Step 1 Let $G$ be a $p$-group and $1 \lt N \unlhd G$. Then $N \cap Z(G) \gt 1$.

Proof $G$ acts on $N$ by conjugation, which is well-defined since $N$ is normal. Now, obviously $\{1\}$ is a single orbit under this action and the other orbits have a length a power of $p$, since $G$ is a $p$-group. If the rest of the orbits would have a length larger than $1$, then - applying the orbit-stabilizer theorem - we reach a contradiction, since $|N| \equiv 0$ mod $p$ and $N=\{1\} \cup \mathscr{O}_2 \cup \cdots \cup \mathscr{O}_r$ and the cardinality of the right hand-side $\equiv 1$ mod $p$. Hence there must be another orbit of length $1$, that is an $n \in N-\{1\}$ fixed by $G$, so $n \in Z(G)$.$\square$

Step 2 Let $G$ be a $p$-group, then any minimal normal subgroup $N$ is contained in $Z(G)$. And hence $soc(G) \subseteq Z(G)$.
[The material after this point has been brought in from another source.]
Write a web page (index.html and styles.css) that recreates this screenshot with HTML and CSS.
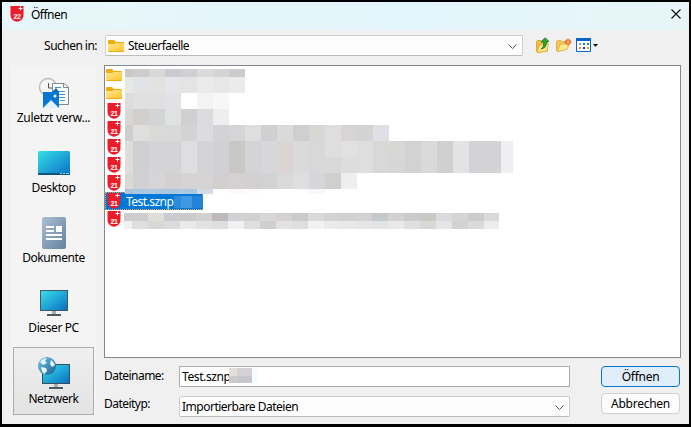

Proof By Step 1, $N \cap Z(G) \gt 1$, but of course $N \cap Z(G) \unlhd N$. Since $N$ is minimal normal we must have $N \cap Z(G)=N$, equivalent to $N \subseteq Z(G)$. $\square$

The statement can be generalized as follows: let $G$ be a nilpotent group, then $soc(G) \subseteq Z(G)$.